Because of how readable and sleek Python is, not only is it more difficult for developers to make costly mistakes, it’s also much easier for new developers to pop in and take a look at the code, without spending additional time on gaining an understanding of the project. This can help when problem-solving or with peer reviews that help maintain high code quality. Regardless of the technology you choose, make sure that your team’s development process includes keeping the code clean and healthy. It’s a small investment that can help you make huge savings throughout the project.
Django is very secure by default and helps developers avoid common security mistakes. It offers a lot of built-in security features, like CSRF tokens, user password hashing, authentication and authorization modules, or even scripts that will run a security checklist before deployment.

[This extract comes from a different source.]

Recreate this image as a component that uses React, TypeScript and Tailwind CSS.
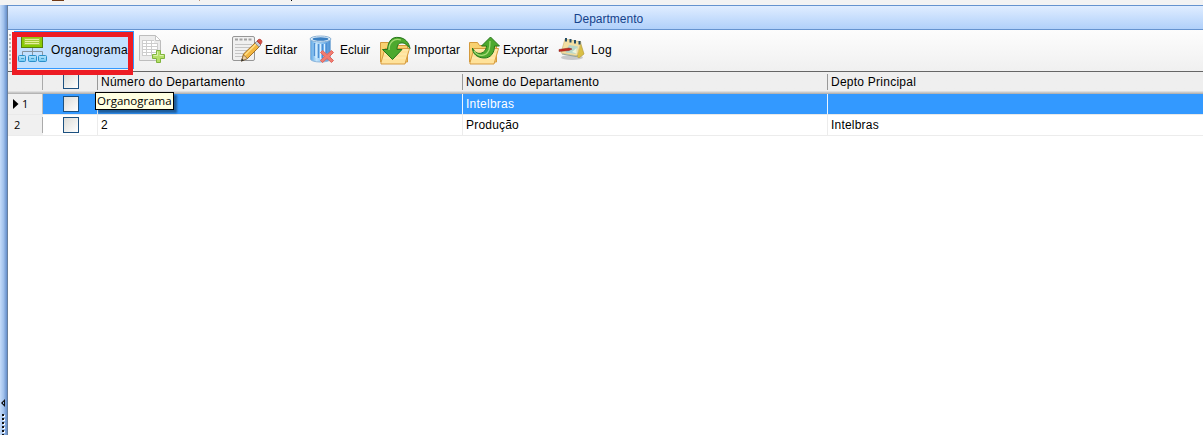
import type { ReactNode } from "react";

const OrgIcon = () => (
  <svg className="h-8 w-8 shrink-0" viewBox="0 0 32 32">
    <defs>
      <linearGradient id="og" x2="0" y2="1"><stop stopColor="#93c714" /><stop offset="1" stopColor="#86cc00" /></linearGradient>
      <linearGradient id="ob" x2="0" y2="1"><stop stopColor="#b4e4fb" /><stop offset="1" stopColor="#6cc6f3" /></linearGradient>
    </defs>
    <path d="M15.500 14v7M5.500 21v-3.500h20V21" fill="none" stroke="#8794a0" />
    <rect x="4.500" y="1.500" width="21" height="12" fill="url(#og)" stroke="#55800c" />
    <rect x="7" y="4" width="16" height="7" fill="#a5c93a" />
    <path d="M8 5.500h14M8 7.500h14M8 9.500h14" stroke="#e6f09c" />
    <g fill="url(#ob)" stroke="#2a8fc9">
      <rect x="1.500" y="21.500" width="7" height="6" rx="1" />
      <rect x="11.500" y="21.500" width="8" height="6" rx="1" />
      <rect x="21.500" y="21.500" width="8" height="6" rx="1" />
    </g>
    <path d="M4 24.500h3M14 24.500h3M24 24.500h3" stroke="#4a9cc8" />
  </svg>
);

const AddIcon = () => (
  <svg className="h-8 w-8 shrink-0" viewBox="0 0 32 32">
    <path d="M1.500 1.500h16l5 5v20h-21z" fill="#ececec" stroke="#bdbdbd" />
    <path d="M17.500 1.500v5h5z" fill="#fff" stroke="#c4c4c4" />
    <path d="M4 6h12v3h4v13H4z" fill="#fff" />
    <path d="M4 6.500h12M4 9.500h16M4 12.500h16M4 15.500h16M4 18.500h16M4 21.500h12M4.500 6v16M8.500 6v16M13.500 6v16M19.500 9v9" stroke="#cdcdcd" fill="none" />
    <path d="M18.500 16.500h4v4h4v4h-4v4h-4v-4h-4v-4h4z" fill="#b5df68" stroke="#80b43e" />
    <path d="M19.500 17.500v4h-4M21.500 21.500h4" stroke="#dcf3ad" fill="none" />
  </svg>
);

const EditIcon = () => (
  <svg className="h-8 w-8 shrink-0" viewBox="0 0 32 32">
    <rect x="1.500" y="2.500" width="22" height="24" rx="1.500" fill="#f0f0f0" stroke="#969696" />
    <path d="M4 5.500h18" stroke="#a2a2a2" strokeWidth="2" strokeDasharray="3 1.500" />
    <path d="M4 10.500h17M4 13.500h15M4 16.500h12M4 19.500h10M4 22.500h8" stroke="#c5c5c5" />
    <path d="M10.500 27l2-7L25 8l4 4-12.500 12.500z" fill="#f2b640" stroke="#9a651a" strokeWidth=".9" />
    <path d="M14 21L26 9" stroke="#ffe08a" strokeWidth="1.500" />
    <path d="M10.500 27l2-6 4 3.500z" fill="#edcfa2" stroke="#80643e" strokeWidth=".7" />
    <path d="M10 27.500l1-3 2 2z" fill="#333" />
    <path d="M24 9l2-2 4 4-2 2z" fill="#c5cbd4" stroke="#7b7f89" strokeWidth=".7" />
    <path d="M26 7l1.500-1.500c2-1 4.500 1.500 3 3.500L29.500 10.500z" fill="#d94e40" stroke="#a93229" strokeWidth=".7" />
  </svg>
);

const DeleteIcon = () => (
  <svg className="h-8 w-8 shrink-0" viewBox="0 0 32 32">
    <defs><linearGradient id="bin"><stop stopColor="#5ba5e4" /><stop offset=".3" stopColor="#c2e4fb" /><stop offset=".65" stopColor="#85bff0" /><stop offset="1" stopColor="#4b8ed0" /></linearGradient></defs>
    <path d="M2.500 5v20c0 4 20 4 20 0V5z" fill="url(#bin)" stroke="#8db6dc" />
    <path d="M6.500 9v13M10.500 10v14M14.500 10v14M18.500 9v10" stroke="#4c90d5" strokeWidth="1.500" />
    <path d="M8 10v14M12.500 10v15M16.500 10v12" stroke="#dcf0ff" />
    <ellipse cx="12.500" cy="5" rx="10.500" ry="3" fill="#e2f1fc" stroke="#8db3d6" />
    <ellipse cx="12.500" cy="5" rx="8" ry="1.700" fill="#3a7fc2" />
    <path d="M12.500 18.500l2-2 4.500 4 4.500-4 2 2-4 4 4 4-2 2-4.500-4-4.500 4-2-2 4-4z" fill="#f17c70" stroke="#df665e" />
  </svg>
);

const Folder = () => (
  <>
    <path d="M1.500 28V8.500h8l2 3h17V28z" fill="#f8d170" stroke="#d49a3c" />
    <path d="M2 28.500l4-14h24.500l-4.500 15.500H2z" fill="#ffe29a" stroke="#d79b3e" />
    <path d="M6.500 16h23M5 20h23M4 24h23" stroke="#ffedb5" />
  </>
);

const ImportIcon = () => (
  <svg className="h-8 w-8 shrink-0" viewBox="0 0 32 32">
    <Folder />
    <path d="M3.500 15.500h5C9 7 13 2.500 20 3.500c6 .500 10 5 11 11-3-4-6-6-9-5.500-3 0-4 3-4 6.500h5L13.500 25.500z" fill="#4da92e" stroke="#26761b" />
    <path d="M10 16c0-8 5-12 12-10" fill="none" stroke="#a7db77" strokeWidth="1.300" />
  </svg>
);

const ExportIcon = () => (
  <svg className="h-8 w-8 shrink-0" viewBox="0 0 32 32">
    <Folder />
    <path d="M4.500 14c2 5 7 7 11 4 2-1.500 3-4 3-6h-5L22.500 3l9 9h-5c0 7-4 12-10 12-7 0-12-4-12-10z" fill="#4da92e" stroke="#26761b" />
    <path d="M6 17c4 6 12 6 15-1 1-3 1-5 1-9" fill="none" stroke="#a7db77" strokeWidth="1.300" />
  </svg>
);

const LogIcon = () => (
  <svg className="h-8 w-8 shrink-0" viewBox="0 0 32 32">
    <ellipse cx="15" cy="23.500" rx="11" ry="2.500" fill="#c7c8ca" />
    <path d="M23 7l4 13-5 4-4-3z" fill="#d9bf45" stroke="#b89e3e" strokeWidth=".7" />
    <path d="M8 5l16 3-4 14-16-3z" fill="#f3dfa2" stroke="#d3bb7b" strokeWidth=".7" />
    <path d="M12 11l9 1.500-2.500 7.500-10-1.500z" fill="#b8d7c9" />
    <path d="M5 20l14 2.500 2-1" fill="none" stroke="#93a59c" />
    <path d="M15 18l4.500-4v5.500z" fill="#edf4df" />
    <path d="M9 4v3.500M13.500 5v3.500M18 6v3.500M22.500 7v3.500" stroke="#254d68" strokeWidth="2" />
    <path d="M2 15.500l10-1.500 3 1-3 1.500-10 1z" fill="#c72920" stroke="#82251b" strokeWidth=".5" />
  </svg>
);

type ToolProps = { icon: ReactNode; label: string; className: string; text: string };
const Tool = ({ icon, label, className, text }: ToolProps) => (
  <button className={`mt-px flex h-[38px] shrink-0 items-center whitespace-nowrap ${className}`}>
    {icon}
    <span className={text}>{label}</span>
  </button>
);

const Check = () => (
  <span className="block size-4 border border-[#1c5180] bg-linear-to-br from-[#dcdcd7] to-white" />
);

const cols = "grid grid-cols-[35px_54px_365px_365px_1fr]";

const Heading = ({ label, className }: { label: string; className: string }) => (
  <div className="flex">
    <i className="mt-[2px] h-4 w-px bg-[#999]" />
    <span className={`pt-px pl-[3px] ${className}`}>{label}</span>
  </div>
);

export default function App() {
  return (
    <div className="relative flex h-[435px] w-[1203px] overflow-hidden bg-white font-['Liberation_Sans',Arial,sans-serif] text-xs text-black">
      <aside className="flex w-2 shrink-0 flex-col bg-[#f3f3f3] pt-[5px]">
        <div className="flex flex-1 flex-col border-r border-[#687f9d] bg-linear-to-r from-[#c5dcfa] via-[#a2c2ec] to-[#658fcc] pt-[394px]">
          <svg className="h-9 w-[7px]" viewBox="0 0 7 36">
            <path d="M5 0v8L1 4z" fill="#111" /><path d="M3 3h1v2H3z" fill="#8db5ec" />
            <path d="M4 16v20" stroke="#fff" strokeWidth="2" strokeDasharray="2 2" />
            <path d="M3 15v21" stroke="#111" strokeWidth="2" strokeDasharray="2 2" />
          </svg>
        </div>
      </aside>
      <main className="flex min-w-0 flex-1 flex-col">
        <div className="flex h-[5px] shrink-0 items-start bg-[#f3f3f3]">
          <span className="ml-[44px] h-px w-3 bg-[#713a16]" />
          <span className="ml-[135px] h-px w-px bg-[#be957a]" />
          <span className="ml-[91px] h-px w-px bg-black" />
        </div>
        <header className="flex h-[25px] shrink-0 items-center justify-center border-y border-[#6593cf] bg-linear-to-b from-[#e0edff] to-[#b0d0fa] pt-[3px] pl-[6px] text-[#15428b]">
          <h1>Departmento</h1>
        </header>
        <nav className="flex h-[41px] shrink-0 items-start bg-linear-to-b from-[#fdfdfd] to-[#f0f0f0]">
          <span className="mt-1 mr-1 ml-px h-8 w-[2px] shrink-0 bg-[repeating-linear-gradient(#bbb_0_2px,transparent_2px_4px)]" />
          <Tool icon={<OrgIcon />} label="Organograma" className="mr-[4px] -ml-px w-[120px] border border-[#3399ff] bg-[#c2e0ff] pl-[2px]" text="ml-[2px] tracking-[0.27px]" />
          <Tool icon={<AddIcon />} label="Adicionar" className="w-[93px]" text="ml-px tracking-[0.2px]" />
          <Tool icon={<EditIcon />} label="Editar" className="w-[77px]" text="ml-[2px] tracking-[0.2px]" />
          <Tool icon={<DeleteIcon />} label="Ecluir" className="w-[71px]" text="" />
          <Tool icon={<ImportIcon />} label="Importar" className="w-[89px]" text="ml-[3px] tracking-[0.2px]" />
          <Tool icon={<ExportIcon />} label="Exportar" className="w-[89px]" text="ml-[3px]" />
          <Tool icon={<LogIcon />} label="Log" className="w-[60px]" text="ml-[2px] tracking-[0.3px]" />
        </nav>
        <section className="shrink-0">
          <div className={`${cols} h-[23px] border-t border-[#666] bg-linear-to-b from-[#efefef] from-85% to-[#aaa] leading-[19px]`}>
            <div className="mt-[2px] h-4 border-r border-[#aaa]" />
            <div className="flex justify-center pt-px pl-[2px]"><Check /></div>
            <Heading label="Número do Departamento" className="tracking-[0.25px]" />
            <Heading label="Nome do Departamento" className="tracking-[0.25px]" />
            <Heading label="Depto Principal" className="tracking-[0.25px]" />
          </div>
          <div className={`${cols} h-[21px] border-b border-[#e9e9e9] bg-[#3399ff] leading-5 text-white`}>
            <div className="flex items-center border-r border-[#bbb] bg-[#f0f0f0] pl-[5px] text-black">
              <svg className="h-[10px] w-[6px]" viewBox="0 0 6 10"><path d="M0 0l5.500 5L0 10z" fill="#000" /></svg>
              <span className="ml-[3px] font-['Open_Sans',sans-serif] text-[11px]">1</span>
            </div>
            <div className="flex items-center justify-center pl-[2px]"><Check /></div>
            <div className="border-l border-white/90" />
            <div className="border-l border-white/90 pl-[3px] tracking-[0.25px]">Intelbras</div>
            <div className="border-l border-white/90" />
          </div>
          <div className={`${cols} h-[21px] border-b border-[#ececec] bg-white leading-5`}>
            <div className="flex bg-[#f0f0f0] pl-[6px] font-['Open_Sans',sans-serif] text-[11px] leading-5">
              <span className="flex-1">2</span>
              <i className="mt-[2px] h-4 w-px bg-[#aaa]" />
            </div>
            <div className="flex items-center justify-center pl-[2px]"><Check /></div>
            <div className="border-l border-[#ececec] pl-[3px]">2</div>
            <div className="border-l border-[#ececec] pl-[3px] tracking-[0.2px]">Produção</div>
            <div className="border-l border-[#ececec] pl-[3px] tracking-[0.2px]">Intelbras</div>
          </div>
        </section>
      </main>
      <div className="absolute top-8 left-3 h-[43px] w-[121px] border-[5px] border-[#ed1c24]" />
      <div role="tooltip" className="absolute top-[92px] left-[95px] h-[18px] w-[79px] border border-black bg-[#ffffe1] pl-px font-['Open_Sans',sans-serif] text-[11.500px] leading-4 shadow-[3px_3px_2px_rgba(0,0,0,0.4)]">Organograma</div>
    </div>
  );
}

Additional costs can be generated if some custom security measures are required. But even then external Django modules are present to help your development team with the task. For example, there are modules that will easily implement external file storage (like Amazon or Azure) or add two-step validation for users. Adding additional security measures can be costly, but underestimating application security can potentially generate huge losses later on.
There are aspects of software development that are difficult to predict. Cognitive bias, the planning fallacy, and sheer happenstance can have a more profound effect on your estimations than anyone could expect. Thankfully, Django makes estimations easier and development more predictable by providing high development speed, flexibility, security, easy testing, code readability, and a vast range of resources. By using built-in Django apps, admin panel, third-party packages, and generic class-based views, you can save a lot of time and reduce project costs.